Feeding Your Energy, Not Just Your Schedule

When we think about energy, the first things that usually come to mind are a battery, a power plant, or maybe even that Beyoncé song. Energy is something external, something we plug into or turn on. But how often do we stop to think about energy sources which are actually beneficial for our bodies?

 

Real energy doesn’t only come from electricity or caffeine. It comes from food that nourishes us, a call with a friend who knows us well, or a workout that gets our blood flowing. These are the things that recharge us in ways no shortcut ever can.

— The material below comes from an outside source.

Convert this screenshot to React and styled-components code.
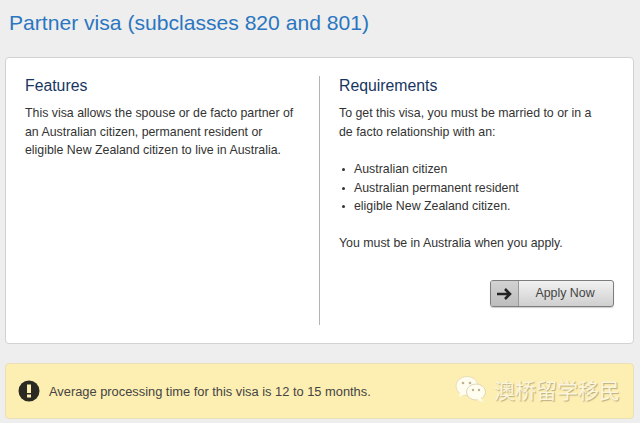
import React from 'react';
import styled, { createGlobalStyle } from 'styled-components';

const GlobalStyle = createGlobalStyle`
	html, body {
		margin: 0;
		padding: 0;
		background: #eeeeee;
		font-family: 'Liberation Sans', Arial, sans-serif;
	}
`;

const Page = styled.div`
	width: 640px;
	height: 423px;
	overflow: hidden;
	padding: 11px 6px 0 5px;
	box-sizing: border-box;
`;

const Title = styled.h1`
	margin: 0 0 22px 4px;
	font-size: 21.1px;
	line-height: 24px;
	font-weight: 400;
	color: #2a76c0;
`;

const Card = styled.div`
	box-sizing: border-box;
	height: 287px;
	background: #fff;
	border: 1px solid #d2d2d2;
	border-radius: 4px;
	padding: 18px 19px 18px;
	display: grid;
	grid-template-columns: 294px 1fr;
`;

const Column = styled.section`
	display: flex;
	flex-direction: column;
	padding-left: ${(p) => (p.$right ? '19px' : '0')};
	border-left: ${(p) => (p.$right ? '1px solid #b4b4b4' : 'none')};
`;

const Heading = styled.h2`
	margin: 0 0 9px;
	font-size: 15.8px;
	line-height: 19px;
	font-weight: 400;
	color: #17365f;
`;

const Para = styled.p`
	margin: 0 0 ${(p) => p.$gap || 0}px;
	font-size: 12.35px;
	line-height: 18.5px;
	color: #333;
`;

const List = styled.ul`
	margin: 0 0 18px;
	padding: 0;
	list-style: none;
`;

const Item = styled.li`
	font-size: 12.35px;
	line-height: 18.5px;
	color: #333;
	padding-left: 15px;
	position: relative;
	&::before {
		content: '';
		position: absolute;
		left: 3px;
		top: 8px;
		width: 3px;
		height: 3px;
		border-radius: 50%;
		background: #333;
	}
`;

const Actions = styled.div`
	display: flex;
	justify-content: flex-end;
	margin-top: 28px;
`;

const ApplyButton = styled.button`
	display: flex;
	align-items: stretch;
	width: 124px;
	height: 27px;
	padding: 0 0 2px;
	border: 1px solid #7d7d7d;
	border-radius: 3px;
	overflow: hidden;
	background: linear-gradient(#f2f2f2, #cfcfcf);
	font-family: inherit;
	font-size: 12.4px;
	color: #444;
	box-shadow: 0 1px 1px rgba(0, 0, 0, 0.2);
`;

const ArrowBox = styled.span`
	width: 27px;
	margin-bottom: -2px;
	display: flex;
	align-items: center;
	justify-content: center;
	background: linear-gradient(#d2d2d2, #bdbdbd);
	border-right: 1px solid #999;
`;

const ButtonLabel = styled.span`
	flex: 1;
	align-self: center;
	text-align: center;
	padding-right: 2px;
`;

const Notice = styled.div`
	box-sizing: border-box;
	margin-top: 19px;
	height: 56px;
	background: #fdeeb1;
	border: 1px solid #e9dfb8;
	border-radius: 4px;
	padding: 0 12px;
	display: flex;
	align-items: center;
	position: relative;
`;

const NoticeText = styled.span`
	margin-left: 9px;
	font-size: 12.85px;
	color: #444;
`;

const Watermark = styled.div`
	position: absolute;
	right: 13px;
	top: 11px;
	display: flex;
	align-items: center;
	gap: 7px;
	font-family: 'Noto Sans CJK SC', sans-serif;
	font-size: 21px;
	line-height: 28px;
	color: #fbf5dc;
	text-shadow: 1px 1px 1px rgba(120, 110, 80, 0.5);
`;

const Arrow = () => (
	<svg width="17" height="14" viewBox="0 0 17 14">
		<path d="M1 7h13M9 2l5 5-5 5" fill="none" stroke="#222" strokeWidth="2.6" />
	</svg>
);

const Alert = () => (
	<svg width="22" height="22" viewBox="0 0 22 22">
		<circle cx="11" cy="11" r="10.5" fill="#2a2a22" />
		<rect x="9" y="4.5" width="4" height="8.5" fill="#fdeeb1" />
		<rect x="9" y="14.5" width="4" height="3" fill="#fdeeb1" />
	</svg>
);

const WeChat = () => (
	<svg width="32" height="28" viewBox="0 0 32 28">
		<ellipse cx="12" cy="11" rx="11" ry="9.5" fill="#fffdf0" stroke="#d8ceac" strokeWidth="0.6" />
		<path d="M5 17l-1 5 6-3z" fill="#fffdf0" />
		<ellipse cx="21" cy="17" rx="9.5" ry="8" fill="#fffdf0" stroke="#d8ceac" strokeWidth="0.8" />
		<path d="M26 23l2 4-6-2z" fill="#fffdf0" />
		<circle cx="8" cy="8" r="1.3" fill="#bdb393" />
		<circle cx="15" cy="8" r="1.3" fill="#bdb393" />
		<circle cx="18" cy="15" r="1.2" fill="#bdb393" />
		<circle cx="24" cy="15" r="1.2" fill="#bdb393" />
	</svg>
);

export default function App() {
	return (
		<>
			<GlobalStyle />
			<Page>
				<Title>Partner visa (subclasses 820 and 801)</Title>
				<Card>
					<Column>
						<Heading>Features</Heading>
						<Para>
							This visa allows the spouse or de facto partner of
							<br />
							an Australian citizen, permanent resident or
							<br />
							eligible New Zealand citizen to live in Australia.
						</Para>
					</Column>
					<Column $right>
						<Heading>Requirements</Heading>
						<Para $gap={19}>
							To get this visa, you must be married to or in a
							<br />
							de facto relationship with an:
						</Para>
						<List>
							<Item>Australian citizen</Item>
							<Item>Australian permanent resident</Item>
							<Item>eligible New Zealand citizen.</Item>
						</List>
						<Para>You must be in Australia when you apply.</Para>
						<Actions>
							<ApplyButton>
								<ArrowBox>
									<Arrow />
								</ArrowBox>
								<ButtonLabel>Apply Now</ButtonLabel>
							</ApplyButton>
						</Actions>
					</Column>
				</Card>
				<Notice>
					<Alert />
					<NoticeText>Average processing time for this visa is 12 to 15 months.</NoticeText>
					<Watermark>
						<WeChat />
						澳桥留学移民
					</Watermark>
				</Notice>
			</Page>
		</>
	);
}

But somehow, in our day to day lives, these are often the first things we sacrifice.

 

If you think about it, most of us are awake for roughly sixteen hours a day. On paper, that sounds like a lot of time. But once you subtract a 9–5 job or for some, a 9–8 commuting, responsibilities, and basic survival tasks, the time that truly belongs to us shrinks fast. What’s left is often way less than eight hours, and those hours are usually spent tired, overstimulated, and depleted. So where do we find the time to work out, to call a friend, or to prepare a well-balanced meal? The honest answer is uncomfortable but simple, and scary at the same time: people make time for the things they consider important. And one of those things should be our bodies. Not in a performative way, not for aesthetics or productivity, but because this is the one place we have to live in for the rest of our lives.

 

It’s easier, of course, to buy a pre-made salad from the grocery store than to cook. It’s easier to take the elevator instead of the stairs for just one or two floors. Sending a trillion memes might technically count as staying in touch, but it often only reassures your friend that you’re still alive but not that you’re truly present. These choices aren’t wrong, but the question is: are they enough?

 

When did we stop putting effort into a well-balanced meal, a 45-minute workout, or even a simple phone call? Simon Sinek once mentioned that he and a friend have a rule: when one of them is struggling, they only need eight minutes from the other. Just eight minutes of real presence. It sounds easy, yet somehow it feels harder than ever. Instead, many of us choose isolation. We doom scroll. We order food without thinking. We disconnect. From the world, from our friends, and eventually from our own bodies. Good nutrition matters. Checking in on a friend matters. Thirty minutes on the treadmill matters. These things may seem small, but over time they compound.

 

Starting your day with something as simple as a cup of warm water can already support your body. And if you have time… no, when you make time, fifteen minutes of stretching can do more for your joints and bones than you realize, especially later on in life. Food doesn’t have to be complicated either: half an avocado, a boiled egg, some grilled chicken with cherry tomatoes, or maybe edamame beans. Simple, accessible, nourishing. And most importantly, energizing. When you’re on the go, choosing a salmon bowl over a sausage roll might cost a bit more in the moment. But poor health is way more expensive.

 

So maybe this reflection sounds dramatic. Maybe it’s just January, with its collective urge to reset and reassess. Or maybe it’s a quiet reminder that energy isn’t something we find outside of ourselves but it’s something we actively create, every single day, through the choices we make.

 

And the real question is not whether we have time. It’s whether we’re willing to make it.